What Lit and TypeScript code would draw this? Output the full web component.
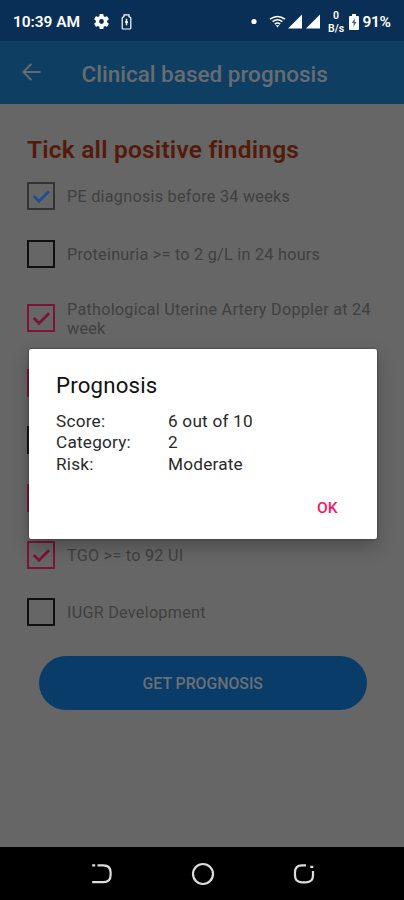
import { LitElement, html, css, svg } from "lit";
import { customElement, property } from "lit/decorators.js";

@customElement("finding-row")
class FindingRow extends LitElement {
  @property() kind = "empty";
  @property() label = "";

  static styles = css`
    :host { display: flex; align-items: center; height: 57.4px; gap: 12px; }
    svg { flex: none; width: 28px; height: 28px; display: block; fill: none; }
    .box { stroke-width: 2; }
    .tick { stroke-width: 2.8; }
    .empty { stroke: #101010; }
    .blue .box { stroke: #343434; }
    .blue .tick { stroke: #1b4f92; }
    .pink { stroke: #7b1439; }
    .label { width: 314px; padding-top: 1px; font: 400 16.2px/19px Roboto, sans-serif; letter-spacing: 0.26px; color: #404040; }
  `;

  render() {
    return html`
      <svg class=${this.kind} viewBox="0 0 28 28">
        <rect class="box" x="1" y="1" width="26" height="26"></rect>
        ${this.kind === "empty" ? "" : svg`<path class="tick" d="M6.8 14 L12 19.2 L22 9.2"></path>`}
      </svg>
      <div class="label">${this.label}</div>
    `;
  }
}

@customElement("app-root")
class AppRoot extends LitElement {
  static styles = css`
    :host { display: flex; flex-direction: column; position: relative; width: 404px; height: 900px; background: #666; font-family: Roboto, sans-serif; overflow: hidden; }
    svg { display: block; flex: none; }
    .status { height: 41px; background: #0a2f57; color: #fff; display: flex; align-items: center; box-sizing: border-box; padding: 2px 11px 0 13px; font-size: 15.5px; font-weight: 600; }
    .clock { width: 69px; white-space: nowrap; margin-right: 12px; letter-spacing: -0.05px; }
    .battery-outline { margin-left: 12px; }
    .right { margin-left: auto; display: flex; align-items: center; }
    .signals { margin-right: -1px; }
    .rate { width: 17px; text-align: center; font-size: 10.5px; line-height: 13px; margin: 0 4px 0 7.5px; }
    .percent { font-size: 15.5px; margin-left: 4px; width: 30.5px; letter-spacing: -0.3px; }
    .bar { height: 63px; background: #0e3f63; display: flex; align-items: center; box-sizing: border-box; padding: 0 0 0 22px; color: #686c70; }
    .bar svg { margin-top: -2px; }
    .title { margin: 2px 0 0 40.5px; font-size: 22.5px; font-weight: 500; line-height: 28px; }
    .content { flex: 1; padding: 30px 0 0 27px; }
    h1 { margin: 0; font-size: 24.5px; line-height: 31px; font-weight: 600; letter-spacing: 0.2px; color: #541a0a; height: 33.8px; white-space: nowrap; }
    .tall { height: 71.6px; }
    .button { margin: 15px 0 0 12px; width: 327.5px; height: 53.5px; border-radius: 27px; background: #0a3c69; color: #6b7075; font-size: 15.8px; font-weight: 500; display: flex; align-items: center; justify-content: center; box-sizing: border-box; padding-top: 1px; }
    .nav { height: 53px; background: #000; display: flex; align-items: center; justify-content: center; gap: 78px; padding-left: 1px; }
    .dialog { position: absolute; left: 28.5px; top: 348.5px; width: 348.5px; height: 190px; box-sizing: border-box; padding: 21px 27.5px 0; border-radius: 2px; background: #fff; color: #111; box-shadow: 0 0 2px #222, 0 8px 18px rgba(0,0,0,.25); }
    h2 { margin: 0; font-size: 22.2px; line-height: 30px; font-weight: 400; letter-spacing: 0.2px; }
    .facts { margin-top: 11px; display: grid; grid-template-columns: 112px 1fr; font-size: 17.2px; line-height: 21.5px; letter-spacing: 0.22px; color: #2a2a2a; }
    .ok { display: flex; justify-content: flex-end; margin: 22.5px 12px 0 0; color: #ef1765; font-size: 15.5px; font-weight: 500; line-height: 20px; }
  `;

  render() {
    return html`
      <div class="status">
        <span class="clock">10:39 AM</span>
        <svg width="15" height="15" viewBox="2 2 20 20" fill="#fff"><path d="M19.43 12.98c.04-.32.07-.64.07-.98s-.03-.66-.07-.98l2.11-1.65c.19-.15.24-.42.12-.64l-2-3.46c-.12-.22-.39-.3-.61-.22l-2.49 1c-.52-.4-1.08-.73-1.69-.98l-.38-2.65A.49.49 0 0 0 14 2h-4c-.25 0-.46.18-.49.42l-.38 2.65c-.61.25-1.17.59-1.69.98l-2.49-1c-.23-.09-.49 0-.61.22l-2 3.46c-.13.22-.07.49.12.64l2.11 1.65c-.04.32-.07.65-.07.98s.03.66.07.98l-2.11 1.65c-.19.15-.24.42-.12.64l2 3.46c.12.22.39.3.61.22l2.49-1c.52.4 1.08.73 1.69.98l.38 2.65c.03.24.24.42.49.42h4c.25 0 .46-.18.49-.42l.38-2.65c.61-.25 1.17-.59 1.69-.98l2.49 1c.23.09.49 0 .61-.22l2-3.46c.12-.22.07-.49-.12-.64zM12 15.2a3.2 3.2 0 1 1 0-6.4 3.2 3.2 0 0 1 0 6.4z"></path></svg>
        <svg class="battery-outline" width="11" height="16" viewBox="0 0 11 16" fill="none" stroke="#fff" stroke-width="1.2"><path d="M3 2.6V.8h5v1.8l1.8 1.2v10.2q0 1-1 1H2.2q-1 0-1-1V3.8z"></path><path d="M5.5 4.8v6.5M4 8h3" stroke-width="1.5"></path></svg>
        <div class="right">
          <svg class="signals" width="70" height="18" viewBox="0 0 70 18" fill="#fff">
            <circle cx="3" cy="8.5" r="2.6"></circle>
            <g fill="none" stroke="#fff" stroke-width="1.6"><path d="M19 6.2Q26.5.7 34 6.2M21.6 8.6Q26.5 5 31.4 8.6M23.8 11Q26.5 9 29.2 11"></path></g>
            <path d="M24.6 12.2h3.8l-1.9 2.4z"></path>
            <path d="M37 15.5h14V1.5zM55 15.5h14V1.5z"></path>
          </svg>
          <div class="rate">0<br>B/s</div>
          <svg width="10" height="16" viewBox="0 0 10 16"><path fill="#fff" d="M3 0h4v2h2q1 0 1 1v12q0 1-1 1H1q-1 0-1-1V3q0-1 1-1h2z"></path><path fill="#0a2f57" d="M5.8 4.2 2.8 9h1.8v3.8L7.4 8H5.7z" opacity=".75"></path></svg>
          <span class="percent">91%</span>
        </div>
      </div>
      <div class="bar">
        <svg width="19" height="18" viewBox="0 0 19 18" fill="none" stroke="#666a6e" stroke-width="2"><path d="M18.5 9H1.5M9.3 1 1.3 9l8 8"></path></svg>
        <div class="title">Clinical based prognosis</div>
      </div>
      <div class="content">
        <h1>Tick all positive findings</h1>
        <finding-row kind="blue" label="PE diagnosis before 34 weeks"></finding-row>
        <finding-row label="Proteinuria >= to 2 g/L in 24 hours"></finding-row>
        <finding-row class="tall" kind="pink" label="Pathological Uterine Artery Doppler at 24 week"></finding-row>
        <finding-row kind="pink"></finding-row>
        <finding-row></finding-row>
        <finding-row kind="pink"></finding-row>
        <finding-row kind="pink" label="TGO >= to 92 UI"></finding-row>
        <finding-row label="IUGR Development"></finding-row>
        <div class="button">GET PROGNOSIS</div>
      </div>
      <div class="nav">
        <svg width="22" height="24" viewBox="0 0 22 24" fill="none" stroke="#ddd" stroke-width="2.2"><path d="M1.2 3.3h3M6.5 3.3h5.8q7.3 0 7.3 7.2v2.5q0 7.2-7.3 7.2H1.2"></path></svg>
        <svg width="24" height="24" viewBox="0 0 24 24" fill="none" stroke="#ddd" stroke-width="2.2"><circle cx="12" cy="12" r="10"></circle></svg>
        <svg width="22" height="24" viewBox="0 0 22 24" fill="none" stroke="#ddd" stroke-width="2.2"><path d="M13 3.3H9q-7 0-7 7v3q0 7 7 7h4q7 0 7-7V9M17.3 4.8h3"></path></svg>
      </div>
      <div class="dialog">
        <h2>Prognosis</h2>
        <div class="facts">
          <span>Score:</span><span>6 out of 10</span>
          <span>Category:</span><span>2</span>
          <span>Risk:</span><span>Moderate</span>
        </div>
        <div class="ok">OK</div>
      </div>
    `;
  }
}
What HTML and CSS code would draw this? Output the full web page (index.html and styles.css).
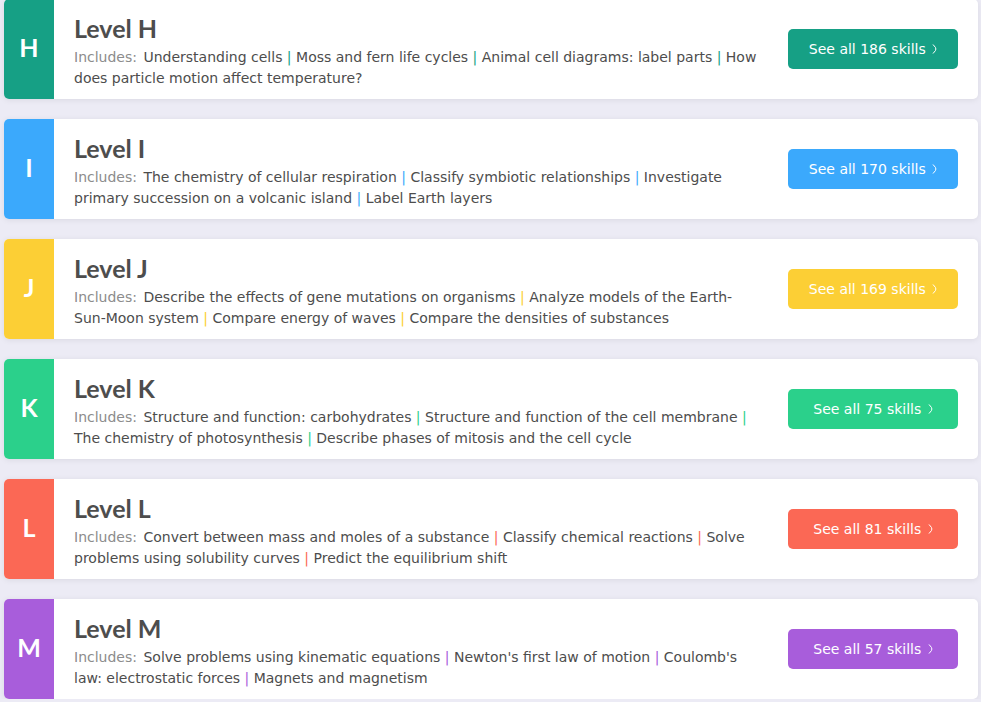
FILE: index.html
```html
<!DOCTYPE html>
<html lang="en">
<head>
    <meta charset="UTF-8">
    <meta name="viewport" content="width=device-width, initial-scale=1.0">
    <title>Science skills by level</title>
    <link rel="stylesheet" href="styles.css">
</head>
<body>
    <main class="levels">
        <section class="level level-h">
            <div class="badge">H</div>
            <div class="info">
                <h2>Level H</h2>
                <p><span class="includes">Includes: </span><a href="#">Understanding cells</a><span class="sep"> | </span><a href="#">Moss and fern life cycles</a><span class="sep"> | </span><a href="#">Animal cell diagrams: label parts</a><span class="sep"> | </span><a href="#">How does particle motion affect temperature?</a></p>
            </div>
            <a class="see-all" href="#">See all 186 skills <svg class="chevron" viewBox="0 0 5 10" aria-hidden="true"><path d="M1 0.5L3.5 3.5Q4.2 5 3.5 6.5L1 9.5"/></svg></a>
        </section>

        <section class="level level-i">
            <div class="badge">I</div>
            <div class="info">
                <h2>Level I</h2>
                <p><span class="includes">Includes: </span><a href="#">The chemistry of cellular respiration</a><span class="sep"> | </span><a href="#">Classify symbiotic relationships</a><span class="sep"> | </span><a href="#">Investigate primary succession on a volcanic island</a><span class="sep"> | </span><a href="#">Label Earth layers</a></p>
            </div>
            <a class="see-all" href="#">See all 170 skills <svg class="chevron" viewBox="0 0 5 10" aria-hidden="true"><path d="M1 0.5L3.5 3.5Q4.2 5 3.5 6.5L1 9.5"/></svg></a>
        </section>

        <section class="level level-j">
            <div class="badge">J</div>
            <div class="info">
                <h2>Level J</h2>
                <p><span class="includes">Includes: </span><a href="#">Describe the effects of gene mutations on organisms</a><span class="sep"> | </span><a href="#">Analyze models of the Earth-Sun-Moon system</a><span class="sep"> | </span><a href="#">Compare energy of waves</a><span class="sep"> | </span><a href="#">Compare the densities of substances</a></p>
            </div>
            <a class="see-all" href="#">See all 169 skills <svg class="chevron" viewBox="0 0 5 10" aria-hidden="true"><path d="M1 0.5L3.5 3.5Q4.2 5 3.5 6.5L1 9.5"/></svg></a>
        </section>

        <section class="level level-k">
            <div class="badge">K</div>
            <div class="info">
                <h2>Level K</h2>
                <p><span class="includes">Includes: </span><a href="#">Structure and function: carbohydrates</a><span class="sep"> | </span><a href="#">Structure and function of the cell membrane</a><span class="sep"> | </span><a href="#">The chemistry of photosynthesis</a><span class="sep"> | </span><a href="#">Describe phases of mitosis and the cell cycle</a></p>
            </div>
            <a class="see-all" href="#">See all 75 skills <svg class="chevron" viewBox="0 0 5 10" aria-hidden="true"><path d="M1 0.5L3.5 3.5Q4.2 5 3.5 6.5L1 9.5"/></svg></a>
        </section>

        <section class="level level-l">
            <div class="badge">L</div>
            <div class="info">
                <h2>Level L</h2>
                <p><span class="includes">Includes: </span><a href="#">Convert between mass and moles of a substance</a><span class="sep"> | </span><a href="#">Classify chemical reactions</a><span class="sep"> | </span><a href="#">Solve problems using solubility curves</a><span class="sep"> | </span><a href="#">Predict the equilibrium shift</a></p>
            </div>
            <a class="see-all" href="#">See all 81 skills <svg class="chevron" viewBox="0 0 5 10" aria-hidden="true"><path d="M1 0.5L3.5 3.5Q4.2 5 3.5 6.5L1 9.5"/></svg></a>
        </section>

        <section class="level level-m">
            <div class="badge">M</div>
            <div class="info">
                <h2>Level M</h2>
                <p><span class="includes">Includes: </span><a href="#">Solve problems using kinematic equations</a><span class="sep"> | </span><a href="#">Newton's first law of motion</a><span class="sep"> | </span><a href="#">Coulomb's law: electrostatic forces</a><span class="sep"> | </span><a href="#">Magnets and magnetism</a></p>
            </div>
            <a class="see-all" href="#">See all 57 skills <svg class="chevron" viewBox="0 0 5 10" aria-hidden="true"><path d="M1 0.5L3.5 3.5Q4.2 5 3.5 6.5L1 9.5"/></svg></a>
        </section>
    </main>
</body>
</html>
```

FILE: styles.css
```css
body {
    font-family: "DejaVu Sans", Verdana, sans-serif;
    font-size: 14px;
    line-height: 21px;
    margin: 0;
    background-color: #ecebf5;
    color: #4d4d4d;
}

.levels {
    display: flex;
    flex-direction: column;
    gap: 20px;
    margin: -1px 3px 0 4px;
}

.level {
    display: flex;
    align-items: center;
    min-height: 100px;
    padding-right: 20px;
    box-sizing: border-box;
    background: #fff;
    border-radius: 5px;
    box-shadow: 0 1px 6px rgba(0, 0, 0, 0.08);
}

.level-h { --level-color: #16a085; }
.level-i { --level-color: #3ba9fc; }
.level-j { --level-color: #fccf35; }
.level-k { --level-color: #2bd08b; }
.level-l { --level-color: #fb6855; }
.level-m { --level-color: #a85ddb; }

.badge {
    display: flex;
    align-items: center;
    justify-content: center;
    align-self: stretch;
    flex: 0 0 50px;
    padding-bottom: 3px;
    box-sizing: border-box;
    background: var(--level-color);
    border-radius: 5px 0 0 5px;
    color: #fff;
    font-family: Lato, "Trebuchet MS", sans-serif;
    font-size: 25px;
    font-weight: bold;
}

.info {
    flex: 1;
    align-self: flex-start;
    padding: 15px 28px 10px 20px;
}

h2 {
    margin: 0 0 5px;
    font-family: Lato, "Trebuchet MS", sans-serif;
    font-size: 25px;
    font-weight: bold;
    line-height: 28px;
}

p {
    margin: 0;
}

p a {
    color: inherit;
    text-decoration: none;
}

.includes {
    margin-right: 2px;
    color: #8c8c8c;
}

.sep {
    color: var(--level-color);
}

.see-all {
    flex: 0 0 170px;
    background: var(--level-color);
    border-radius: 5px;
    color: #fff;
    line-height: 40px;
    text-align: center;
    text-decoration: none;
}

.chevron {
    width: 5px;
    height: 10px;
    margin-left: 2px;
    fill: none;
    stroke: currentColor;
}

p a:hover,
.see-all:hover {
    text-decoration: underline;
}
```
..........
Set task: Go through the records above, find every line with the word "index", and list those lines.

Solution to this problem:
What HTML and CSS code would draw this? Output the full web page (index.html and styles.css).
FILE: index.html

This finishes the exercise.